Task requirements:
Repeat, exactly and only, the lines from the beginning of the data through the line with "4.500l4 1.800M1 7.800h4M2.500". Pictures are left out.

Available data:
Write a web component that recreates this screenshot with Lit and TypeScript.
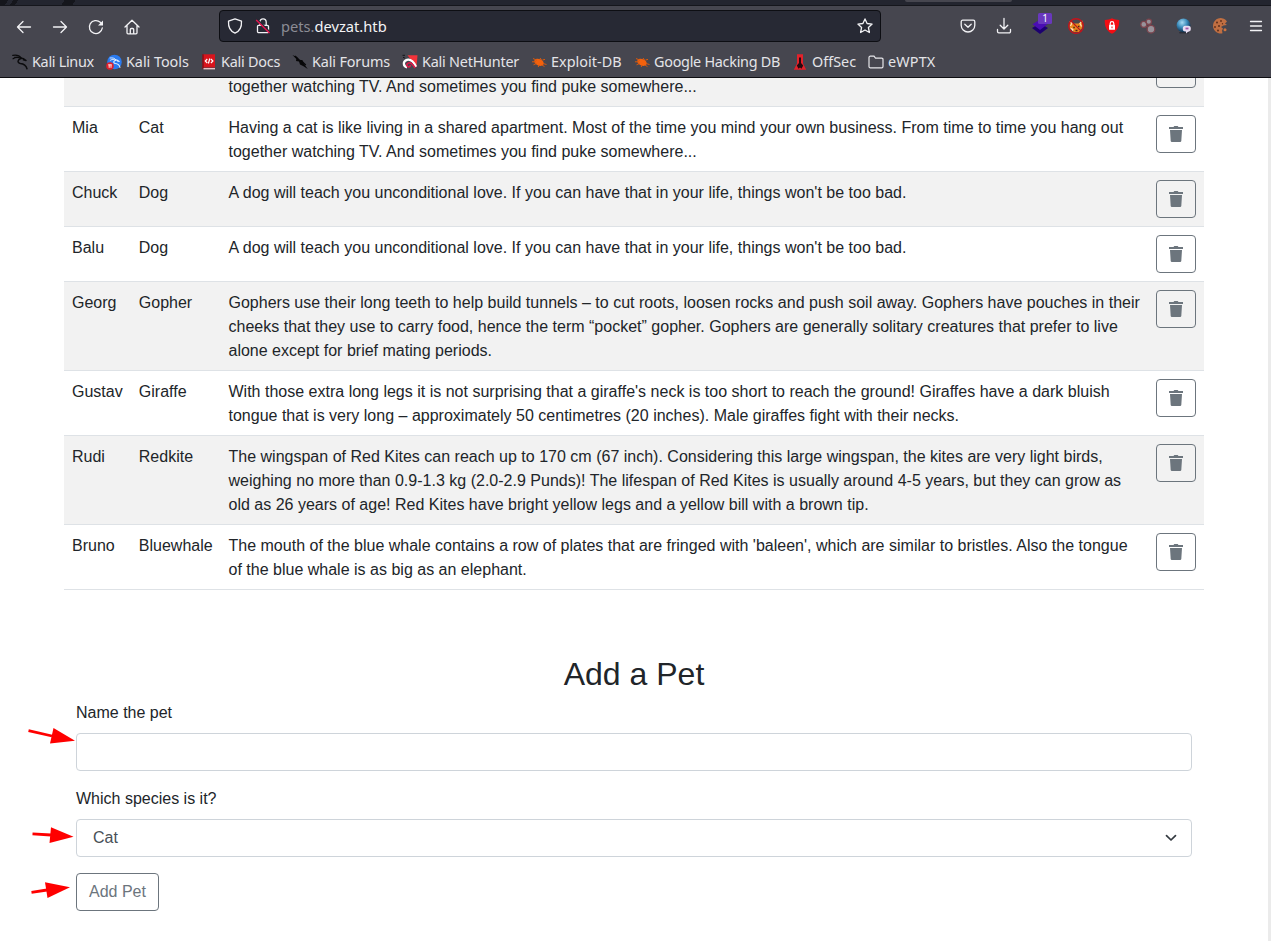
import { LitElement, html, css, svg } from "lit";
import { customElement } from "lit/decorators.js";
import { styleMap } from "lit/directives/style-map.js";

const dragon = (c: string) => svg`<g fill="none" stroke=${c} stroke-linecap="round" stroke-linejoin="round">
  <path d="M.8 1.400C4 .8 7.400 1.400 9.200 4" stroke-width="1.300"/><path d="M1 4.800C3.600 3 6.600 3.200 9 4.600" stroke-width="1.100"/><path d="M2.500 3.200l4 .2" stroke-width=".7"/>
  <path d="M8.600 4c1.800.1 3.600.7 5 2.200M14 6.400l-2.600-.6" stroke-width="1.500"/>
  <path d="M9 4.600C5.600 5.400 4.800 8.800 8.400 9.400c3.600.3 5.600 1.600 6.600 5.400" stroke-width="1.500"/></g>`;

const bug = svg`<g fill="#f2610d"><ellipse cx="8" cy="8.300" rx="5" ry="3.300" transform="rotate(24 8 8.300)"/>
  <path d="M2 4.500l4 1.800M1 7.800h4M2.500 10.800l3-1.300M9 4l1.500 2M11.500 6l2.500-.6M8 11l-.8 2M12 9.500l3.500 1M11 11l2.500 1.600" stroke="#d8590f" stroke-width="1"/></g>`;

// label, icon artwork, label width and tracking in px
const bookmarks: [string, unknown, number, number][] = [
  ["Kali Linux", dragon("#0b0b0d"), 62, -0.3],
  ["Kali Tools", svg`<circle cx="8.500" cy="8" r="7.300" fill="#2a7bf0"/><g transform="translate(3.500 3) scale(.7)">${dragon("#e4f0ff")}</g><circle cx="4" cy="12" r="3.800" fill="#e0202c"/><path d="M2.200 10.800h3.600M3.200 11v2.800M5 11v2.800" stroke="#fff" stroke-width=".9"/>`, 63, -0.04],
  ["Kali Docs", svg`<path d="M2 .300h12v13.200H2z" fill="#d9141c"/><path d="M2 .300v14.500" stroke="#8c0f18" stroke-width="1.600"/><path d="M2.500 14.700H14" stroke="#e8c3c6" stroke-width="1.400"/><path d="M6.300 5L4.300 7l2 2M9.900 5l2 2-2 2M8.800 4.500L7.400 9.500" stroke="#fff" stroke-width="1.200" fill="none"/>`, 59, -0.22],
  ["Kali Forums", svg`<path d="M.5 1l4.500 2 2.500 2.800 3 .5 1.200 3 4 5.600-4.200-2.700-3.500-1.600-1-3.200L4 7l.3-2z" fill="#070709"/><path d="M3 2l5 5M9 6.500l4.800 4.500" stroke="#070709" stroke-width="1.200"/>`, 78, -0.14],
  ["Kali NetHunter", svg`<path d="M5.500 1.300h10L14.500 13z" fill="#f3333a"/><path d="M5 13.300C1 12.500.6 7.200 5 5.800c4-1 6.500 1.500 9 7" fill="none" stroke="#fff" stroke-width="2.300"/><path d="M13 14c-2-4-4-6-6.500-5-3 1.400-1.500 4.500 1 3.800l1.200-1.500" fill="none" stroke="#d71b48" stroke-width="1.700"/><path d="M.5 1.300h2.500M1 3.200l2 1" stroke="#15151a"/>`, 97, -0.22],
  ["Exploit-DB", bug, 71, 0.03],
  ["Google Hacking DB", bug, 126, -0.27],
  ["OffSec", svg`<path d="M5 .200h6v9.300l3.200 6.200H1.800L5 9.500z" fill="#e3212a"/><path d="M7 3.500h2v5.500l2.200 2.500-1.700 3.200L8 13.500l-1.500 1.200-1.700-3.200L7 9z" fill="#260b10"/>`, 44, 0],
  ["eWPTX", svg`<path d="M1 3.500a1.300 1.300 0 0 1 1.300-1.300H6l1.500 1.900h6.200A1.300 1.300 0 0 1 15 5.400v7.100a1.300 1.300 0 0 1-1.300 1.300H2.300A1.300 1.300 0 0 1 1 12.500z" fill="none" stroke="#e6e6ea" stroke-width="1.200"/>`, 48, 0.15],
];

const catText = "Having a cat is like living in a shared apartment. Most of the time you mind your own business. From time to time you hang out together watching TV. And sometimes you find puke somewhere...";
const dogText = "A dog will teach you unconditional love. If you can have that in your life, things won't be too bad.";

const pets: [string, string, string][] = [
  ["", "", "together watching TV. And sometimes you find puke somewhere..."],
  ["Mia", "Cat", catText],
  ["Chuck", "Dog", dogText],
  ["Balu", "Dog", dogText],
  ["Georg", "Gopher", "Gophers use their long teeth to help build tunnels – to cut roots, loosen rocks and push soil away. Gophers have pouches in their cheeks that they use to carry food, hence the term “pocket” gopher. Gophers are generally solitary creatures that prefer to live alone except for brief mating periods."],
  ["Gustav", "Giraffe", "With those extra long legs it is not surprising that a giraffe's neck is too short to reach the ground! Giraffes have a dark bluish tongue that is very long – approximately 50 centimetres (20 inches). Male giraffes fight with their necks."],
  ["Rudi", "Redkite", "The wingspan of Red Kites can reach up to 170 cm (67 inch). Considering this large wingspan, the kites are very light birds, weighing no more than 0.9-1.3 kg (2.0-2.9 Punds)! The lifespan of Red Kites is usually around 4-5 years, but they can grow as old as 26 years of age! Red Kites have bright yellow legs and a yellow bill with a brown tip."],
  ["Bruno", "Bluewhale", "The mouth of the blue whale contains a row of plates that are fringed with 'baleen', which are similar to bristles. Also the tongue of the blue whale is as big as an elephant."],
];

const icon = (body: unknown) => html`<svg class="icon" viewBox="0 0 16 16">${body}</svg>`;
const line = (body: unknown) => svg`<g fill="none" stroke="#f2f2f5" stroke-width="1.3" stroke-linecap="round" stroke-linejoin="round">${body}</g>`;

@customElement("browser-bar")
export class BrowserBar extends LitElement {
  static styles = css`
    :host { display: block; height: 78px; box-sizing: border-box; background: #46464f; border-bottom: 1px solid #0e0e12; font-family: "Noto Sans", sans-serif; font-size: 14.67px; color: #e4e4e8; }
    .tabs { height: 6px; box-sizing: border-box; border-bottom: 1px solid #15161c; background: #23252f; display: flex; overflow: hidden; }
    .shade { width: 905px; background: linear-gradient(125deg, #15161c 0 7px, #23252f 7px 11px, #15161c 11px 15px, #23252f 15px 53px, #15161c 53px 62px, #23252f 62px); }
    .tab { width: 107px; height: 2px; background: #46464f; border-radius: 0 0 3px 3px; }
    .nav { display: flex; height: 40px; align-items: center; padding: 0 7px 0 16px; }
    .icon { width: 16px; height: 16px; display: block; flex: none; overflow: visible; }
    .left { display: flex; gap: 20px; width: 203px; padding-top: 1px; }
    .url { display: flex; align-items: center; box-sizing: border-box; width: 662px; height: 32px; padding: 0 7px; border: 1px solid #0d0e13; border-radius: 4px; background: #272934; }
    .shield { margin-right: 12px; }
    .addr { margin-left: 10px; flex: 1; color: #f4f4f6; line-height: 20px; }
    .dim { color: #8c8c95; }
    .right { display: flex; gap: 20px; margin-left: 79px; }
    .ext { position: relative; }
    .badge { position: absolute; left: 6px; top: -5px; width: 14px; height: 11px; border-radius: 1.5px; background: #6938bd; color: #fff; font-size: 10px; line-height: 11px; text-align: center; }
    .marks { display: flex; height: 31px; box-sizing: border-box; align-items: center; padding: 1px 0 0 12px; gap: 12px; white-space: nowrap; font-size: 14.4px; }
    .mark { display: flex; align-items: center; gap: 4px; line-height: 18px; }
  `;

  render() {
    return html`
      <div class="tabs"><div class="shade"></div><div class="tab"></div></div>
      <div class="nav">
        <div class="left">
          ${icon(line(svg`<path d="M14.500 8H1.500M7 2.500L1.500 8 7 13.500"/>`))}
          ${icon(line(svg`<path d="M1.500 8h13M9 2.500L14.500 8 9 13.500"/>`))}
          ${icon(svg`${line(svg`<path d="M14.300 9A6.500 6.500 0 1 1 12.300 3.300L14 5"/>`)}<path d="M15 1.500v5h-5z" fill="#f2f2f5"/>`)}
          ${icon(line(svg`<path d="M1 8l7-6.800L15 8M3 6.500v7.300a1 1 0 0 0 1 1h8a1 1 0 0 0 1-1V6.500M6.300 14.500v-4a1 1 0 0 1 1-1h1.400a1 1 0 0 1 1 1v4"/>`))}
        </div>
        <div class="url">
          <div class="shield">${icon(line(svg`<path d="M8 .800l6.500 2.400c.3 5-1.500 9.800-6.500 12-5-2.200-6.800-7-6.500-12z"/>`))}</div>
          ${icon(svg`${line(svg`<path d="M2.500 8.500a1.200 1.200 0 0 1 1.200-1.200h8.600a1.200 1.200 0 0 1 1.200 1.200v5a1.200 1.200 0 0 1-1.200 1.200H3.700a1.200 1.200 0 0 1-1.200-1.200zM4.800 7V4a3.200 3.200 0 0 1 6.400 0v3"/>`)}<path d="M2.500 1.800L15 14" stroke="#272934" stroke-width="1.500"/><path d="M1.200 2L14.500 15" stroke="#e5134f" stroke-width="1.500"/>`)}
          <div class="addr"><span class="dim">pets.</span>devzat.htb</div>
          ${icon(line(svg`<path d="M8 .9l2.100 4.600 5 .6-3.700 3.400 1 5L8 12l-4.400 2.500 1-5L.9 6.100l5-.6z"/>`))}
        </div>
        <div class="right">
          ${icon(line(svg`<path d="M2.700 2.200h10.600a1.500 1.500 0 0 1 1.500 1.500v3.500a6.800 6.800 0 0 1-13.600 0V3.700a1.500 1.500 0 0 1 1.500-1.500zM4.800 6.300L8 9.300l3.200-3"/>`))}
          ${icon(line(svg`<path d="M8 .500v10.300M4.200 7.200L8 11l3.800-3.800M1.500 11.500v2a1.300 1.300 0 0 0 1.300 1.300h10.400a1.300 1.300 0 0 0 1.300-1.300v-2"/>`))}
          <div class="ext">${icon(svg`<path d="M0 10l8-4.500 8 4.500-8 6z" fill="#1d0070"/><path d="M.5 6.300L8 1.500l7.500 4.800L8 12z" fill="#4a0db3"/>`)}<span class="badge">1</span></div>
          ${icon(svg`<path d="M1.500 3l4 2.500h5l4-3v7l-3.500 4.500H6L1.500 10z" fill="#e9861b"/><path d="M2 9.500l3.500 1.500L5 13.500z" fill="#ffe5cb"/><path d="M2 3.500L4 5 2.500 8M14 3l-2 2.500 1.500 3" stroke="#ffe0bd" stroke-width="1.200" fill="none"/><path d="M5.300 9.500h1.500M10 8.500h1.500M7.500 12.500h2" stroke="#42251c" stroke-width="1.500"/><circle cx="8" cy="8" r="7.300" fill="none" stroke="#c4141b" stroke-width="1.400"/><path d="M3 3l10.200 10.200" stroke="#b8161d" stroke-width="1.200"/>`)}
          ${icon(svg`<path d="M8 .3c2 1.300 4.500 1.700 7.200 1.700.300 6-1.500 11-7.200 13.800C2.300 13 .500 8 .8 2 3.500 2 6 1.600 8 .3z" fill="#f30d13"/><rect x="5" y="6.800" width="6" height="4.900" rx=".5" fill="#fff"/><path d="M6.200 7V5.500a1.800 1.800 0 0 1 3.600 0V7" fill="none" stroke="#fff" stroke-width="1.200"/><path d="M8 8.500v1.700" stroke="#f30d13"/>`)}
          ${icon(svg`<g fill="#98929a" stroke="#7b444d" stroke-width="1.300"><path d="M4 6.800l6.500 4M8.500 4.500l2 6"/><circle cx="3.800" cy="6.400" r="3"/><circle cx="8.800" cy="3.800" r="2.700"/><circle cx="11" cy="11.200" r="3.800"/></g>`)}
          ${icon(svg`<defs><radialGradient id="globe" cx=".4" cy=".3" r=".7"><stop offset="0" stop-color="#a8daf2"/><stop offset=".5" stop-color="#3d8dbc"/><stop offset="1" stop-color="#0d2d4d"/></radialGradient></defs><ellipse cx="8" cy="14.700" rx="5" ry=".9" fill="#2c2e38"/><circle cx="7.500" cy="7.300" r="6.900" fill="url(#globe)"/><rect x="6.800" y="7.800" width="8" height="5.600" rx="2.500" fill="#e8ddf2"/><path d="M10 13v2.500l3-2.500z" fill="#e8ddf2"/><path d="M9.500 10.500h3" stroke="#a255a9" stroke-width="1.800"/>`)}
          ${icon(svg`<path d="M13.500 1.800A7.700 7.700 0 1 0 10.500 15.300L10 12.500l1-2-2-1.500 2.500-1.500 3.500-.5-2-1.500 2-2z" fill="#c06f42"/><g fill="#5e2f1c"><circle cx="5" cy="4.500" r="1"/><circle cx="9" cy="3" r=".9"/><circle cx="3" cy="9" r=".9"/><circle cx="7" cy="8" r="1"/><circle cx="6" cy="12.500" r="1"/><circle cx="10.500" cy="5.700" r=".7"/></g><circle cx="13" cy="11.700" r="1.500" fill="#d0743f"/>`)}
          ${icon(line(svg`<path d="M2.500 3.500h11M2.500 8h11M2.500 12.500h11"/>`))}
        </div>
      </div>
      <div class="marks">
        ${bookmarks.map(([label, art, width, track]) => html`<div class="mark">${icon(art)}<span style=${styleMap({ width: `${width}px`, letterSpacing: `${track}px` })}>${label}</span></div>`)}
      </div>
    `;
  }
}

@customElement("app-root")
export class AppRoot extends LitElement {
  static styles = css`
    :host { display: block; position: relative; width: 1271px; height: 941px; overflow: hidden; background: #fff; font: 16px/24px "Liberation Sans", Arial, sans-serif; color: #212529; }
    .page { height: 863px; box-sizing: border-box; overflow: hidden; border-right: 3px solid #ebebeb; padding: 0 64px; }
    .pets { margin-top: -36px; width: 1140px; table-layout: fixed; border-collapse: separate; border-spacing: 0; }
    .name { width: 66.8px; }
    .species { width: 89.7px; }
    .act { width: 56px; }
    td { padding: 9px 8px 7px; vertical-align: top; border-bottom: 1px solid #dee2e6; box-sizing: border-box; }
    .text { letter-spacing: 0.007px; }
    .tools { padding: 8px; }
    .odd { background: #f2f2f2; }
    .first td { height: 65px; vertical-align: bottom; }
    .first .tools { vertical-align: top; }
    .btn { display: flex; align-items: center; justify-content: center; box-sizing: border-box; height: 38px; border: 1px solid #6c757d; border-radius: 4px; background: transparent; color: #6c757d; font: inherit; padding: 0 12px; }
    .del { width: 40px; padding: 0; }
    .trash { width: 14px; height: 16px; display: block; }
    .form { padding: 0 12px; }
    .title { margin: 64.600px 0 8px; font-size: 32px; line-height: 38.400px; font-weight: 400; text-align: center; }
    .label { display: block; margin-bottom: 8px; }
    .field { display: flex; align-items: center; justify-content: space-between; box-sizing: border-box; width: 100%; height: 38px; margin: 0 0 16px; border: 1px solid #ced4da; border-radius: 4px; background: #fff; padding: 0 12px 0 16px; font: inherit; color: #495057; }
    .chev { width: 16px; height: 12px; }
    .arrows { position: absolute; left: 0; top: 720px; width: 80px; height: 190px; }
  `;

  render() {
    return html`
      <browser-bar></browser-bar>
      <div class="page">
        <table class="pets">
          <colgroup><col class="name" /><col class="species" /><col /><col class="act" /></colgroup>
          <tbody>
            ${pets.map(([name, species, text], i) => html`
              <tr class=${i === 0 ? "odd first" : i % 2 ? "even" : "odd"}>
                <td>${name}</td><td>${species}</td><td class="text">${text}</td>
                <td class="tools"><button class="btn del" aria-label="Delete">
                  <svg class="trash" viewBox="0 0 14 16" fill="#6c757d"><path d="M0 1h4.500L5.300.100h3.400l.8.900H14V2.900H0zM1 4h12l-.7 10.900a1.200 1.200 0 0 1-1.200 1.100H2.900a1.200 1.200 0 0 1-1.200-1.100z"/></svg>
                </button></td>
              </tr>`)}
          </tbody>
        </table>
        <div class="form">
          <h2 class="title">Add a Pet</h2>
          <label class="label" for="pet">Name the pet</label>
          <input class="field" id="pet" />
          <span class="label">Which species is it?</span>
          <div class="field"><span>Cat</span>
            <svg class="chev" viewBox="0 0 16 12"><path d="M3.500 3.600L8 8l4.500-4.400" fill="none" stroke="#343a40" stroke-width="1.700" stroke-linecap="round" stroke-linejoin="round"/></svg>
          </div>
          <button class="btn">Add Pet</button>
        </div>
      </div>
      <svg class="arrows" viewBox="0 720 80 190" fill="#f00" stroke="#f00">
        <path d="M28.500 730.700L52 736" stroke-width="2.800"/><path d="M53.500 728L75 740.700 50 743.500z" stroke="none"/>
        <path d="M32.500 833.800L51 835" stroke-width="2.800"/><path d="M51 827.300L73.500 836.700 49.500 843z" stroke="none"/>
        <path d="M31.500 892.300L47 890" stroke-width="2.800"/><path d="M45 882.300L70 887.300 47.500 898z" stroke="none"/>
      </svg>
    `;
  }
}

Answer to the exercise:
Write a web component that recreates this screenshot with Lit and TypeScript.
import { LitElement, html, css, svg } from "lit";
import { customElement } from "lit/decorators.js";
import { styleMap } from "lit/directives/style-map.js";

const dragon = (c: string) => svg`<g fill="none" stroke=${c} stroke-linecap="round" stroke-linejoin="round">
  <path d="M.8 1.400C4 .8 7.400 1.400 9.200 4" stroke-width="1.300"/><path d="M1 4.800C3.600 3 6.600 3.200 9 4.600" stroke-width="1.100"/><path d="M2.500 3.200l4 .2" stroke-width=".7"/>
  <path d="M8.600 4c1.800.1 3.600.7 5 2.200M14 6.400l-2.600-.6" stroke-width="1.500"/>
  <path d="M9 4.600C5.600 5.400 4.800 8.800 8.400 9.400c3.600.3 5.600 1.600 6.600 5.400" stroke-width="1.500"/></g>`;

const bug = svg`<g fill="#f2610d"><ellipse cx="8" cy="8.300" rx="5" ry="3.300" transform="rotate(24 8 8.300)"/>
  <path d="M2 4.500l4 1.800M1 7.800h4M2.500 10.800l3-1.300M9 4l1.500 2M11.500 6l2.500-.6M8 11l-.8 2M12 9.500l3.500 1M11 11l2.500 1.600" stroke="#d8590f" stroke-width="1"/></g>`;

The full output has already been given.